### [WHAT TO DO]
Repeat each line of the material below exactly as it appears, minus any pictures.

### [RECORDED INFORMATION]

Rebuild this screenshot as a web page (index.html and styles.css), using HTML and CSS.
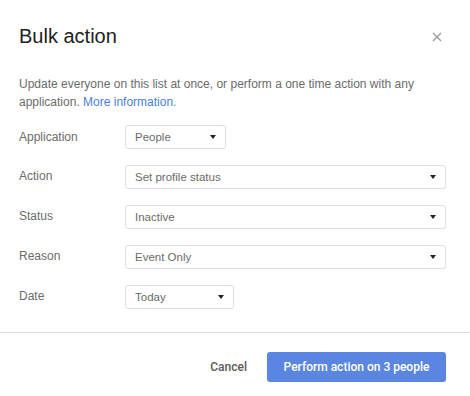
FILE: index.html
```html
<!DOCTYPE html>
<html>
<head>
<meta charset="utf-8">
<link rel="stylesheet" href="styles.css">
</head>
<body>
<div class="dialog">
  <div class="header">
    <h1 class="title">Bulk action</h1>
    <button class="close" aria-label="Close">
      <svg width="10" height="10" viewBox="0 0 10 10"><path d="M1 1L9 9M9 1L1 9" stroke="#9a9a9a" stroke-width="1.3" fill="none"/></svg>
    </button>
  </div>
  <p class="desc">Update everyone on this list at once, or perform a one time action with any application. <a class="link" href="#">More information.</a></p>
  <div class="form">
    <div class="row">
      <div class="label">Application</div>
      <div class="select small"><span>People</span><i class="caret"></i></div>
    </div>
    <div class="row">
      <div class="label">Action</div>
      <div class="select wide"><span>Set profile status</span><i class="caret"></i></div>
    </div>
    <div class="row">
      <div class="label">Status</div>
      <div class="select wide"><span>Inactive</span><i class="caret"></i></div>
    </div>
    <div class="row">
      <div class="label">Reason</div>
      <div class="select wide"><span>Event Only</span><i class="caret"></i></div>
    </div>
    <div class="row">
      <div class="label">Date</div>
      <div class="select date"><span>Today</span><i class="caret"></i></div>
    </div>
  </div>
  <div class="footer">
    <button class="cancel">Cancel</button>
    <button class="primary">Perform action on 3 people</button>
  </div>
</div>
</body>
</html>
```
FILE: styles.css
```css
* { box-sizing: border-box; }
html, body { margin: 0; padding: 0; background: #fff; }
body { font-family: "Liberation Sans", Arial, sans-serif; color: #222; }
.dialog { width: 470px; }
.header {
  display: flex;
  align-items: center;
  justify-content: space-between;
  padding: 24px 24px 0 19px;
}
.title {
  margin: 0;
  font-size: 20px;
  line-height: 24px;
  font-weight: 400;
  color: #222;
}
.close {
  border: 0;
  background: none;
  padding: 0;
  width: 10px;
  height: 10px;
  margin-right: 4px;
  margin-top: 2px;
  display: flex;
}
.desc {
  margin: 27px 24px 0 19px;
  font-size: 12px;
  line-height: 18px;
  color: #6b6b6b;
}
.link { color: #4a7fe0; text-decoration: none; }
.form {
  display: flex;
  flex-direction: column;
  gap: 16px;
  padding: 14px 24px 0 19px;
}
.row {
  display: flex;
  align-items: center;
}
.label {
  width: 106px;
  font-size: 12px;
  color: #6b6b6b;
  line-height: 18px;
  margin-top: -3px;
}
.row:first-child .label { margin-top: 0; }
.select {
  height: 24px;
  border: 1px solid #dcdfeb;
  border-radius: 3px;
  display: flex;
  align-items: center;
  justify-content: space-between;
  padding: 0 9px 0 9px;
  font-size: 11.5px;
  color: #6b6b6b;
}
.select.small { width: 101px; }
.select.date { width: 109px; }
.select.wide { flex: 1; }
.caret {
  width: 0;
  height: 0;
  border-left: 3.5px solid transparent;
  border-right: 3.5px solid transparent;
  border-top: 4px solid #222;
}
.footer {
  margin-top: 23px;
  border-top: 1px solid #e0e0e0;
  display: flex;
  justify-content: flex-end;
  align-items: center;
  gap: 20px;
  padding: 19px 24px 14px 19px;
}
.cancel {
  border: 0;
  background: none;
  padding: 0;
  font-family: Roboto, "Liberation Sans", sans-serif;
  font-size: 12px;
  font-weight: 500;
  color: #5a5a5a;
}
.primary {
  height: 30px;
  width: 179px;
  border: 0;
  border-radius: 3px;
  background: #5a86e2;
  color: #fff;
  font-family: Roboto, "Liberation Sans", sans-serif;
  font-size: 12px;
  font-weight: 500;
}
```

### [ANSWER TO THIS EXERCISE]
Rebuild this screenshot as a web page (index.html and styles.css), using HTML and CSS.
FILE: index.html
```html
<!DOCTYPE html>
<html>
<head>
<meta charset="utf-8">
<link rel="stylesheet" href="styles.css">
</head>
<body>
<div class="dialog">
  <div class="header">
    <h1 class="title">Bulk action</h1>
    <button class="close" aria-label="Close">
      <svg width="10" height="10" viewBox="0 0 10 10"><path d="M1 1L9 9M9 1L1 9" stroke="#9a9a9a" stroke-width="1.3" fill="none"/></svg>
    </button>
  </div>
  <p class="desc">Update everyone on this list at once, or perform a one time action with any application. <a class="link" href="#">More information.</a></p>
  <div class="form">
    <div class="row">
      <div class="label">Application</div>
      <div class="select small"><span>People</span><i class="caret"></i></div>
    </div>
    <div class="row">
      <div class="label">Action</div>
      <div class="select wide"><span>Set profile status</span><i class="caret"></i></div>
    </div>
    <div class="row">
      <div class="label">Status</div>
      <div class="select wide"><span>Inactive</span><i class="caret"></i></div>
    </div>
    <div class="row">
      <div class="label">Reason</div>
      <div class="select wide"><span>Event Only</span><i class="caret"></i></div>
    </div>
    <div class="row">
      <div class="label">Date</div>
      <div class="select date"><span>Today</span><i class="caret"></i></div>
    </div>
  </div>
  <div class="footer">
    <button class="cancel">Cancel</button>
    <button class="primary">Perform action on 3 people</button>
  </div>
</div>
</body>
</html>
```
FILE: styles.css
```css
* { box-sizing: border-box; }
html, body { margin: 0; padding: 0; background: #fff; }
body { font-family: "Liberation Sans", Arial, sans-serif; color: #222; }
.dialog { width: 470px; }
.header {
  display: flex;
  align-items: center;
  justify-content: space-between;
  padding: 24px 24px 0 19px;
}
.title {
  margin: 0;
  font-size: 20px;
  line-height: 24px;
  font-weight: 400;
  color: #222;
}
.close {
  border: 0;
  background: none;
  padding: 0;
  width: 10px;
  height: 10px;
  margin-right: 4px;
  margin-top: 2px;
  display: flex;
}
.desc {
  margin: 27px 24px 0 19px;
  font-size: 12px;
  line-height: 18px;
  color: #6b6b6b;
}
.link { color: #4a7fe0; text-decoration: none; }
.form {
  display: flex;
  flex-direction: column;
  gap: 16px;
  padding: 14px 24px 0 19px;
}
.row {
  display: flex;
  align-items: center;
}
.label {
  width: 106px;
  font-size: 12px;
  color: #6b6b6b;
  line-height: 18px;
  margin-top: -3px;
}
.row:first-child .label { margin-top: 0; }
.select {
  height: 24px;
  border: 1px solid #dcdfeb;
  border-radius: 3px;
  display: flex;
  align-items: center;
  justify-content: space-between;
  padding: 0 9px 0 9px;
  font-size: 11.5px;
  color: #6b6b6b;
}
.select.small { width: 101px; }
.select.date { width: 109px; }
.select.wide { flex: 1; }
.caret {
  width: 0;
  height: 0;
  border-left: 3.5px solid transparent;
  border-right: 3.5px solid transparent;
  border-top: 4px solid #222;
}
.footer {
  margin-top: 23px;
  border-top: 1px solid #e0e0e0;
  display: flex;
  justify-content: flex-end;
  align-items: center;
  gap: 20px;
  padding: 19px 24px 14px 19px;
}
.cancel {
  border: 0;
  background: none;
  padding: 0;
  font-family: Roboto, "Liberation Sans", sans-serif;
  font-size: 12px;
  font-weight: 500;
  color: #5a5a5a;
}
.primary {
  height: 30px;
  width: 179px;
  border: 0;
  border-radius: 3px;
  background: #5a86e2;
  color: #fff;
  font-family: Roboto, "Liberation Sans", sans-serif;
  font-size: 12px;
  font-weight: 500;
}
```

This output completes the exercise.